Start of DATASET EXTRACT

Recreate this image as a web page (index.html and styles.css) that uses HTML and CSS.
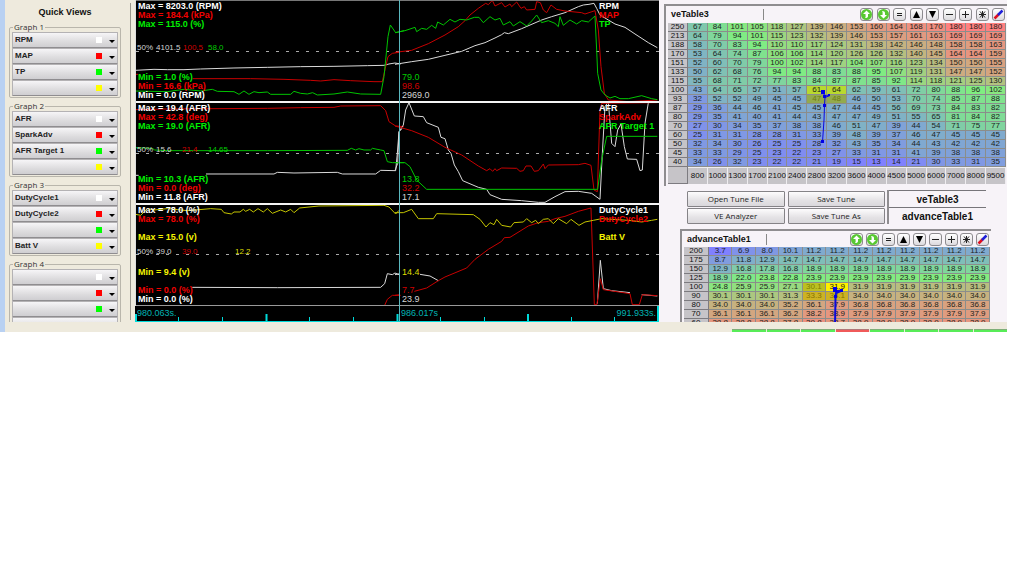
FILE: index.html
```html
<!DOCTYPE html>
<html lang="en">
<head>
<meta charset="utf-8">
<title>Tune log viewer</title>
<link rel="stylesheet" href="styles.css">
</head>
<body>
<main class="app">
  <div class="workspace">
    <aside class="sidebar">
      <div class="views" id="views"><h1 class="views-title">Quick Views</h1></div>
    </aside>

    <section class="charts" aria-label="Log graphs">
      <svg class="plot" viewBox="135 0 524 322" role="img" aria-label="Engine log traces">
        <rect x="135" y="0" width="524" height="322" fill="#000"/>
        <g class="midline">
          <path d="M136 51.5H659M136 153.5H659M136 254.5H659"/>
        </g>
        <g class="trace" transform="translate(134 0) scale(.33333)">
          <polyline class="w" points="4,211 60,208 100,209 150,209 200,207 300,204 400,202 500,200 600,199 700,197 750,196 765,192 783,189 800,192"/>
          <polyline class="r" points="0,223 12,223"/>
          <polyline class="r" points="175,236 350,236 450,238 530,241 560,243 600,239 650,242 720,245 745,245 755,200 762,170 775,160 795,157"/>
          <polyline class="g" points="0,273 100,275 150,268 200,273 235,268 250,274 300,275 315,283 330,273 345,283 360,275 375,278 400,276 410,283 470,283 480,274 500,280 520,282 536,278 550,285 600,282 640,276 680,282 740,283 750,230 762,110 769,75 785,98 810,92"/>
        </g>
        <g class="trace" transform="translate(395 0) scale(.33333)">
          <polyline class="w" points="0,193 50,185 100,178 150,166 200,154 240,137 270,128 300,114 320,104 328,98 340,101 380,86 440,60 470,50 510,38 550,20 565,15 582,13 597,10 605,25 615,45 640,60 660,72 690,82 720,102 760,128 787,143"/>
          <polyline class="r" points="0,157 50,151 100,131 150,105 190,80 210,62 225,45 250,25 272,10 280,14 292,1 300,18 320,8 330,21 345,12 350,20 365,6 378,25 388,20 395,30 420,28 425,5 436,8 445,30 455,38 468,15 485,28 510,33 560,38 570,42 600,32 610,90 618,200 628,280 640,300 700,305 787,300"/>
          <polyline class="g" points="0,98 30,92 60,82 65,95 80,85 95,88 110,76 122,85 128,66 145,75 165,58 180,66 195,58 215,60 238,52 252,52 265,68 285,50 300,60 315,55 325,75 345,65 355,78 375,65 395,78 410,63 425,45 440,68 460,62 480,70 490,80 495,50 505,76 525,60 545,72 560,62 580,66 600,48 605,150 608,220 618,270 630,285 645,294 660,289 675,296 700,296 740,287 770,296 787,299"/>
        </g>
        <g class="trace" transform="translate(134 100) scale(.33333)">
          <polyline class="w" points="4,226 14,226"/>
          <polyline class="w" points="216,222 420,222 430,217 480,219 610,217 625,222 725,222 740,211 785,212 790,160 795,95 805,85"/>
          <polyline class="r" points="0,29 100,27 400,25 500,23 600,22 620,18 740,17 755,32 765,65 785,78 810,80"/>
          <polyline class="g" points="0,143 55,145 62,150 100,152 400,152 640,151 652,145 665,150 675,146 690,150 710,150 715,145 740,150 750,152 760,185 775,188 810,188"/>
        </g>
        <g class="trace" transform="translate(395 100) scale(.33333)">
          <polyline class="w" points="0,212 8,190 12,95 25,75 32,30 42,8 58,48 85,50 95,68 130,82 138,112 150,116 160,150 168,160 178,195 190,215 203,242 250,262 275,268 285,284 320,298 380,302 430,307 450,307 480,290 510,275 550,274 590,280 615,298 622,160 630,20 640,5 650,130 660,140 668,90 678,72 688,140 697,177 725,178 735,212 742,210 750,70 760,8"/>
          <polyline class="r" points="0,78 50,92 100,112 150,142 200,165 250,198 275,212 285,206 293,214 300,206 305,212 320,204 365,205 375,214 385,212 393,198 408,198 418,214 430,212 445,192 450,206 460,195 550,194 570,190 588,196 597,270 607,275 615,30 620,10 787,8"/>
          <polyline class="g" points="0,188 30,188 45,200 65,240 95,268 608,268 620,180 635,109 787,109"/>
        </g>
        <g class="trace" transform="translate(134 202) scale(.33333)">
          <polyline class="w" points="175,256 430,257 740,256 752,245 760,215 775,218 783,213 795,218"/>
          <polyline class="r" points="752,310 760,292 775,280 800,280"/>
          <polyline class="y" points="5,37 20,40 40,20 60,24 100,20 160,26 230,20 262,22 270,32 292,36 300,30 318,30 328,22 335,28 347,22 358,30 372,20 388,30 400,20 415,34 440,24 455,30 470,22 480,32 497,18 555,12 750,10 765,15 785,36 795,25"/>
        </g>
        <g class="trace" transform="translate(395 202) scale(.33333)">
          <polyline class="w" points="0,218 15,215"/>
          <polyline class="w" points="75,217 105,222 130,236"/>
          <polyline class="w" points="607,305 616,175 625,260 650,266 705,272"/>
          <polyline class="w" points="740,278 787,282"/>
          <polyline class="r" points="0,280 15,278"/>
          <polyline class="r" points="58,268 95,258 130,236 150,225 215,198 240,172 280,142 320,118 328,107 345,106 400,72 430,62 460,58 480,50 510,43 550,28 588,18 598,308 606,308 616,230 625,263 705,275 712,308 733,308 742,278 787,281"/>
          <polyline class="y" points="0,32 25,32 50,22 70,50 115,50 125,35 235,38 255,52 273,75 285,62 297,68 305,52 320,70 347,75 357,62 385,60 395,50 410,62 422,55 430,65 445,52 460,50 475,65 490,50 515,65 528,52 552,70 570,60 595,55 620,50 700,55 740,60 770,55 787,52"/>
        </g>
        <path d="M135 .5H659" stroke="#777"/>
        <path d="M135 102H659M135 204H659" stroke="#f4f4f4" stroke-width="2"/>
        <path d="M135 305.500H659" stroke="#999"/>
        <path d="M135.500 0V306" stroke="#ddd"/>
        <path d="M399.500 0V321" stroke="#159aa2"/>
        <path d="M399.500 0V321" stroke="#fff" stroke-opacity=".3"/>
        <g class="axis">
          <path d="M135 321.500H659M178.500 317V321M222.500 317V321M309.500 317V321M353.500 317V321M440.500 317V321M484.500 317V321M571.500 317V321M614.500 317V321"/>
          <path d="M136 314V321M266.500 314V321M397.500 314V321M528 314V321M658 306V321" stroke-width="2"/>
          <text x="137" y="316">980.063s.</text>
          <text x="401" y="316">986.017s</text>
          <text x="656" y="316" text-anchor="end">991.933s.</text>
        </g>
        <g class="label">
          <text class="tw" x="138" y="9">Max = 8203.0 (RPM)</text>
          <text class="tr" x="138" y="18">Max = 184.4 (kPa)</text>
          <text class="tg" x="138" y="27">Max = 115.0 (%)</text>
          <text class="tg" x="138" y="80">Min = 1.0 (%)</text>
          <text class="tr" x="138" y="89">Min = 16.6 (kPa)</text>
          <text class="tw" x="138" y="98">Min = 0.0 (RPM)</text>
          <text class="tw" x="599" y="9">RPM</text>
          <text class="tr" x="599" y="18">MAP</text>
          <text class="tg" x="599" y="27">TP</text>

          <text class="tw" x="138" y="111">Max = 19.4 (AFR)</text>
          <text class="tr" x="138" y="120">Max = 42.8 (deg)</text>
          <text class="tg" x="138" y="129">Max = 19.0 (AFR)</text>
          <text class="tg" x="138" y="182">Min = 10.3 (AFR)</text>
          <text class="tr" x="138" y="191">Min = 0.0 (deg)</text>
          <text class="tw" x="138" y="200">Min = 11.8 (AFR)</text>
          <text class="tw" x="599" y="111">AFR</text>
          <text class="tr" x="599" y="120">SparkAdv</text>
          <text class="tg" x="599" y="129">AFR Target 1</text>

          <text class="tw" x="138" y="213">Max = 78.0 (%)</text>
          <text class="tr" x="138" y="222">Max = 78.0 (%)</text>
          <text class="ty" x="138" y="240">Max = 15.0 (v)</text>
          <text class="ty" x="138" y="275">Min = 9.4 (v)</text>
          <text class="tr" x="138" y="293">Min = 0.0 (%)</text>
          <text class="tw" x="138" y="302">Min = 0.0 (%)</text>
          <text class="tw" x="599" y="213">DutyCycle1</text>
          <text class="tr" x="599" y="222">DutyCycle2</text>
          <text class="ty" x="599" y="240">Batt V</text>
        </g>
        <g class="value">
          <text class="vg" x="402" y="80">79.0</text>
          <text class="vr" x="402" y="89">98.6</text>
          <text class="vw" x="402" y="98">2969.0</text>
          <text class="vg" x="402" y="182">13.8</text>
          <text class="vr" x="402" y="191">32.2</text>
          <text class="vw" x="402" y="200">17.1</text>
          <text class="vy" x="402" y="275">14.4</text>
          <text class="vr" x="402" y="293">7.7</text>
          <text class="vw" x="402" y="302">23.9</text>
        </g>
        <g class="mid">
          <text class="vw" x="137" y="50">50%</text><text class="vw" x="156" y="50">4101.5</text>
          <text class="vr" x="183" y="50">100.5</text><text class="vg" x="208" y="50">58.0</text>
          <text class="vw" x="137" y="152">50%</text><text class="vw" x="156" y="152">15.6</text>
          <text class="vr" x="182" y="152">21.4</text><text class="vg" x="208" y="152">14.65</text>
          <text class="vw" x="137" y="254">50%</text><text class="vw" x="156" y="254">39.0</text>
          <text class="vr" x="182" y="254">39.0</text><text class="vy" x="235" y="254">12.2</text>
        </g>
      </svg>
    </section>

    <section class="tuning">
      <div class="panel panel-ve">
        <header class="panel-head">
          <h2 class="panel-title">veTable3</h2>
          <div class="tools"></div>
        </header>
        <div class="grid-wrap">
          <table class="cells" id="ve"></table>
          <svg class="track" viewBox="668 23 338 161" aria-hidden="true">
            <path d="M823.500 92L824.500 96L830 95.500L825 97.500L824.500 105L824 120L822.500 142"/>
            <rect x="821" y="90" width="4" height="4"/><rect x="823" y="95" width="3" height="3"/><rect x="828" y="94" width="2" height="2"/><rect x="823" y="104" width="3" height="3"/><rect x="821" y="140" width="3" height="3"/>
          </svg>
        </div>
      </div>

      <div class="actions">
        <div class="buttons">
          <button type="button" class="action">Open Tune File</button>
          <button type="button" class="action">Save Tune</button>
          <button type="button" class="action">VE Analyzer</button>
          <button type="button" class="action">Save Tune As</button>
        </div>
        <div class="tabs">
          <button type="button" class="tab">veTable3</button>
          <button type="button" class="tab">advanceTable1</button>
        </div>
      </div>

      <div class="panel panel-adv">
        <header class="panel-head">
          <h2 class="panel-title">advanceTable1</h2>
          <div class="tools"></div>
        </header>
        <div class="grid-wrap">
          <table class="cells" id="adv"></table>
          <svg class="track" viewBox="684 247 306 81" aria-hidden="true">
            <path d="M835 289L836 291L842 290.500L836 293L835.500 297L835 328" stroke-width="2"/>
            <rect x="833" y="287" width="4" height="5"/><rect x="840" y="289" width="3" height="3"/><rect x="834" y="295" width="3" height="3"/>
          </svg>
        </div>
      </div>
    </section>
  </div>
  <footer class="status">
    <div class="lamps"><i class="lamp"></i><i class="lamp"></i><i class="lamp"></i><i class="lamp lamp-red"></i><i class="lamp"></i><i class="lamp"></i><i class="lamp"></i><i class="lamp"></i></div>
  </footer>
</main>
<script src="script.js"></script>
</body>
</html>
```
FILE: styles.css
```css
* { box-sizing: border-box; }
body {
  margin: 0;
  background: #fff;
  font-family: "Liberation Sans", Arial, sans-serif;
  color: #111;
}
.app { margin-right: 16px; }
.workspace {
  display: grid;
  grid-template-columns: 135px minmax(0, 1fr) 348px;
  height: 322px;
  overflow: hidden;
}

/* Quick views */
.sidebar {
  min-height: 0;
  overflow: hidden;
  padding: 3px 4px 0 0;
  background: #eeeadd;
  border-left: 5px solid #b9d1f2;
}
.views {
  padding: 4px 9px 0 4px;
  border-right: 1px solid #9a978e;
  height: 317px;
}
.views-title {
  margin: 0 0 3px;
  font-size: 9px;
  line-height: 11px;
  text-align: center;
}
.group {
  margin: 0 0 2px;
  padding: 0 3px;
  border: 1px solid #b9b6ac;
  border-radius: 2px;
  min-width: 0;
  height: 77px;
}
.group legend {
  padding: 0 1px;
  font: 8px/12px "Open Sans", sans-serif;
  color: #333;
}
.combo {
  display: grid;
  grid-template-columns: 1fr 8px 16px;
  align-items: center;
  margin: 0 -1px;
}
.combo:nth-of-type(1) { margin-top: -1px; }
.combo select {
  grid-area: 1 / 1 / 2 / 4;
  appearance: none;
  width: 100%;
  height: 16px;
  padding: 0 0 1px 2px;
  border: 1px solid #b4b2b4;
  border-bottom-color: #8f8d90;
  border-radius: 1px;
  background: linear-gradient(#f6f5f7, #dddcde 60%, #cfced1);
  font: bold 8px/12px "Liberation Sans", Arial, sans-serif;
  color: #222;
}
.swatch { grid-area: 1 / 2; justify-self: end; width: 6px; height: 6px; pointer-events: none; }
.white { background: #fff; }
.red { background: #f00; }
.green { background: #0f0; }
.yellow { background: #ff0; }
.arrow {
  grid-area: 1 / 3;
  justify-self: center;
  width: 0;
  margin-top: 3px;
  margin-left: 3px;
  border: 3px solid transparent;
  border-top-color: #000;
  border-bottom: 0;
  pointer-events: none;
}

/* Log plot */
.charts { background: #000; min-width: 0; }
.plot { display: block; width: 100%; height: auto; }
.plot text { font-size: 9px; }
.midline { stroke: #aaa; stroke-dasharray: 3 7; }
.trace polyline { fill: none; stroke-width: 1; vector-effect: non-scaling-stroke; }
.w { stroke: #dadada; }
.r { stroke: #c80000; }
.g { stroke: #00c400; }
.y { stroke: #c4c400; }
.plot .label text { font-weight: bold; }
.tw { fill: #fff; }
.tr { fill: #f00000; }
.tg { fill: #00f000; }
.ty { fill: #f4f400; }
.vw { fill: #d4d4d4; }
.vr { fill: #d00000; }
.vg { fill: #00cc00; }
.vy { fill: #dcdc00; }
.plot .mid text { font-size: 8px; }
.axis path { stroke: #00dada; }
.axis text { fill: #00b4b4; }

/* Tuning tables */
.tuning { background: #f7f3f8; padding-top: 4px; min-width: 0; }
.panel {
  border-top: 2px solid #8f8d90;
  border-left: 2px solid #8f8d90;
  padding: 0 1px 0 2px;
}
.panel-ve { margin-left: 5px; height: 182px; }
.panel-adv { margin: 5px 16px 0 21px; }
.panel-head {
  display: flex;
  justify-content: space-between;
  align-items: center;
  height: 17px;
  padding: 0 1px 0 3px;
}
.panel-adv .panel-head { height: 16px; }
.panel-title {
  margin: 0;
  width: 93px;
  border-right: 1px solid #888;
  font-size: 9px;
  line-height: 11px;
}
.panel-adv .panel-title { width: 80px; }
.tools { display: flex; justify-content: space-between; width: 145px; }
.panel-adv .tools { width: 139px; }
.tool {
  width: 13px;
  height: 13px;
  padding: 0;
  border: 1px solid #8d8b8f;
  border-radius: 3px;
  background: linear-gradient(#fff, #dcdade);
}
.tool svg { display: block; width: 11px; height: 11px; }
.grid-wrap { position: relative; }
.cells {
  width: 100%;
  table-layout: fixed;
  border-collapse: separate;
  border-spacing: 0;
  font-size: 8px;
  line-height: 8px;
  text-align: center;
}
.cells td, .cells th { padding: 0; font-weight: normal; white-space: nowrap; }
.cells td {
  height: 9px;
  border-right: 1px solid #8b8d8b;
  border-bottom: 1px solid #8b8d8b;
  color: #1c241c;
}
.cells .side {
  width: 20px;
  background: #c6c4c8;
  border: 0 solid #7d7b80;
  border-right-width: 1px;
  border-bottom-width: 1px;
}
.panel-adv .side { width: 25px; }
.cells .foot {
  height: 17px;
  background: #c6c4c8;
  border-right: 1px solid #efedf0;
  border-top: 1px solid #efedf0;
}
.cells .hot-1 { background: #b9d92e; }
.cells .hot-2 { background: #93aa4c; color: #6f7d10; }
.cells .hot-3 { background: #bcc022; color: #808000; }
.cells .hot-4 { background: #fff000; }
.cells .hot-5 { background: #cdb224; color: #857400; }
.track {
  position: absolute;
  inset: 0;
  width: 100%;
  pointer-events: none;
}
.track path { fill: none; stroke: #0808e0; }
.track rect { fill: #0000e8; }

/* Actions */
.actions {
  display: grid;
  grid-template-columns: 198px 1fr;
  gap: 2px;
  margin: 4px 21px 0 28px;
}
.buttons { display: grid; grid-template-columns: 1fr 1fr; gap: 1px 3px; padding-top: 1px; }
.action {
  height: 16px;
  padding: 0;
  border: 1px solid #858387;
  border-radius: 1px;
  background: linear-gradient(#fdfcfd, #e4e2e5 60%, #dad8dc);
  font: 8px/12px "Open Sans", sans-serif;
  color: #222;
}
.tabs { display: grid; border-left: 2px solid #8f8d90; }
.tab {
  padding: 0;
  border: 0;
  border-top: 1px solid #77757a;
  background: none;
  font: bold 10px/15px "Liberation Sans", Arial, sans-serif;
  color: #111;
}

/* Status strip */
.status { display: flex; justify-content: flex-end; align-items: flex-end; height: 10px; background: #eeeadd; border-left: 5px solid #b9d1f2; }
.lamps { display: grid; grid-template-columns: repeat(8, 1fr); gap: 1px; width: 275px; }
.lamp { height: 3px; background: #58ec58; border-top: 1px solid #7fae78; }
.lamp-red { background: #f05a5a; border-top-color: #b07878; }
```
FILE: script.js
```js
const views = [
  ["RPM", "MAP", "TP", ""],
  ["AFR", "SparkAdv", "AFR Target 1", ""],
  ["DutyCycle1", "DutyCycle2", "", "Batt V"],
  ["", "", "", ""]
];
const swatches = ["white", "red", "green", "yellow"];

document.getElementById("views").insertAdjacentHTML("beforeend", views.map((names, g) =>
  `<fieldset class="group"><legend>Graph ${g + 1}</legend>` + names.map((name, i) =>
    `<div class="combo"><select aria-label="Graph ${g + 1} ${swatches[i]} trace"><option>${name}</option></select>` +
    `<span class="swatch ${swatches[i]}"></span><span class="arrow"></span></div>`).join("") +
  `</fieldset>`).join(""));

const disc = arrow => `<circle cx="5.500" cy="5.500" r="5.500" fill="#58c832"/>
  <path d="${arrow}" fill="#fff"/>`;
const tools = [
  ["Increase", disc("M5.500 1.500L9 5H7V7Q7 9 4 9Q5 8 4.500 5H2Z")],
  ["Decrease", disc("M5.500 9.500L9 6H7V4Q7 2 4 2Q5 3 4.500 6H2Z")],
  ["Set equal", `<path d="M3 4.500H8M3 6.500H8" stroke="#222"/>`],
  ["Step up", `<path d="M5.500 2L9 9H2Z" fill="#000"/>`],
  ["Step down", `<path d="M5.500 9L9 2H2Z" fill="#000"/>`],
  ["Subtract", `<path d="M2 5.500H9" stroke="#222"/>`],
  ["Add", `<path d="M2 5.500H9M5.500 2V9" stroke="#222"/>`],
  ["Multiply", `<path d="M2 5.500H9M3 2.500L8 8.500M8 2.500L3 8.500M5.500 2V9" stroke="#222"/>`],
  ["Interpolate", `<path d="M1.500 9.500L5.500 5.500" stroke="#e01020" stroke-width="2.500"/><path d="M5 6L9.500 1.500" stroke="#2020d8" stroke-width="2.500"/>`]
];
document.querySelectorAll(".tools").forEach(bar => {
  bar.innerHTML = tools.map(([name, art]) =>
    `<button type="button" class="tool" aria-label="${name}"><svg viewBox="0 0 11 11">${art}</svg></button>`).join("");
});

// Blue at the low end, green in the middle, red at the high end.
function shade(value, low, high) {
  const t = Math.min(1, Math.max(0, (value - low) / (high - low))) * 2;
  const mix = (a, b, k) => Math.round(a + (b - a) * k);
  return t < 1
    ? `rgb(128,${mix(128, 238, t)},${mix(255, 128, t)})`
    : `rgb(${mix(128, 255, t - 1)},${mix(238, 128, t - 1)},128)`;
}

function fill(id, rows, low, high, hot, foot) {
  const body = rows.map(line => {
    const [side, ...values] = line.split(" ");
    return `<tr><th class="side" scope="row">${side}</th>` + values.map((v, i) => {
      const mark = hot[side + ":" + i];
      return mark ? `<td class="${mark}">${v}</td>` : `<td style="background:${shade(+v, low, high)}">${v}</td>`;
    }).join("") + "</tr>";
  }).join("");
  const last = foot ? `<tr><th class="side"></th>${foot.split(" ").map(v => `<th class="foot" scope="col">${v}</th>`).join("")}</tr>` : "";
  document.getElementById(id).innerHTML = `<tbody>${body}${last}</tbody>`;
}

fill("ve", [
  "250 67 84 101 105 118 127 139 146 153 160 164 168 170 180 180 180",
  "213 64 79 94 101 115 123 132 139 146 153 157 161 163 169 169 169",
  "188 58 70 83 94 110 110 117 124 131 138 142 146 148 158 158 163",
  "170 53 64 74 87 106 106 114 120 126 126 132 140 145 164 164 159",
  "151 52 60 70 79 100 102 114 117 104 107 116 123 134 150 150 155",
  "133 50 62 68 76 94 94 88 83 88 95 107 119 131 147 147 152",
  "115 55 68 71 72 77 83 84 87 87 85 92 114 118 121 125 130",
  "100 43 64 65 57 51 57 61 64 62 59 61 72 80 88 96 102",
  "93 32 52 52 49 45 45 47 48 46 50 53 70 74 85 87 88",
  "87 29 36 44 46 41 45 45 47 44 45 56 69 73 84 83 82",
  "80 29 35 41 40 41 44 43 47 47 49 51 55 65 81 84 82",
  "70 27 30 34 35 37 38 38 46 51 47 39 44 54 71 75 77",
  "60 25 31 31 28 28 31 33 39 48 39 37 46 47 45 45 45",
  "50 32 34 30 26 25 25 28 32 43 35 34 44 43 42 42 42",
  "45 33 33 29 25 23 22 23 27 33 31 31 41 39 38 38 38",
  "40 34 26 32 23 22 22 21 19 15 13 14 21 30 33 31 35"
], 13, 180, { "100:6": "hot-1", "100:7": "hot-1", "93:6": "hot-2", "93:7": "hot-2" },
"800 1000 1300 1700 2100 2400 2800 3200 3600 4000 4500 5000 6000 7000 8000 9500");

fill("adv", [
  "200 3.7 6.9 8.0 10.1 11.2 11.2 11.2 11.2 11.2 11.2 11.2 11.2",
  "175 8.7 11.8 12.9 14.7 14.7 14.7 14.7 14.7 14.7 14.7 14.7 14.7",
  "150 12.9 16.8 17.8 16.8 18.9 18.9 18.9 18.9 18.9 18.9 18.9 18.9",
  "125 18.9 22.0 23.8 22.8 23.9 23.9 23.9 23.9 23.9 23.9 23.9 23.9",
  "100 24.8 25.9 25.9 27.1 30.1 31.9 31.9 31.9 31.9 31.9 31.9 31.9",
  "90 30.1 30.1 30.1 31.3 33.3 34.1 34.0 34.0 34.0 34.0 34.0 34.0",
  "80 34.0 34.0 34.0 35.2 36.1 37.9 36.8 36.8 36.8 36.8 36.8 36.8",
  "70 36.1 36.1 36.1 36.2 38.2 38.9 37.9 37.9 37.9 37.9 37.9 37.9",
  "60 38.8 38.8 38.8 37.8 39.8 38.7 38.9 38.9 38.9 38.9 38.9 38.9"
], 3.7, 42.8, { "100:4": "hot-3", "100:5": "hot-4", "90:4": "hot-5", "90:5": "hot-5" });
```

End of DATASET EXTRACT

**YOUR TASK**
Tally every line of the listing that holds the string "styles", then give the number by itself.

**RESPONSE TO THE TASK**
3